Ficamos a saber que não comia há 24 horas. “Bem, agora vou jantar. Também tenho direito”, diz, lavando as mãos com água enquanto se prepara para fazer isso mesmo. Damos-lhe mais um saco de comida e um segundo iogurte.

O lacticínio contido no pequeno frasco de plástico faz também as delícias de um arrumador que encontramos no centro da cidade. Aos 40 anos já é avô e mostra, deliciado, as fotos da bebé.

Partilha as imagens das suas duas filhas. Uma deixou-o um pouco triste:

Antes era tão linda, tão feminina. Agora, depois de ter ido estudar para outro sítio e fazer novas amizades, mudou completamente. Veste-se e corta o cabelo à rapaz. Está muito mais masculina. Antes era mais bonita”.

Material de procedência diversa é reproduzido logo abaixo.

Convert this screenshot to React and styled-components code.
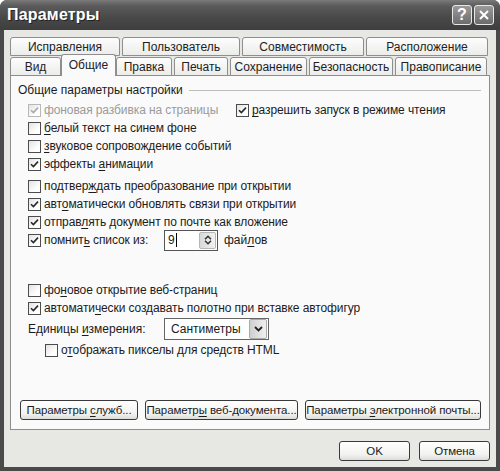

Sublinhamos que o importante é que a rapariga seja feliz e se sinta bem e entregamos-lhe o desejado iogurte…

Dentro de um saco igual ao que foi oferecido, pouco antes, ao efusivo amigo que vive à frente de uma garagem. Quando chegamos ao pé dele está mais que irritado.

Precisava de urinar, eventualmente nalgum café, e não o deixaram. Gesticula e fala em voz alta. Ao longe, abanamos o saco para que o veja. Os gestos e imprecações detêm-se imediatamente.

Ah, não se preocupe! Não estou chateado com vocês, não!”. Explica o que aconteceu, agradece a comida com a simpatia de sempre e diz-nos boa noite.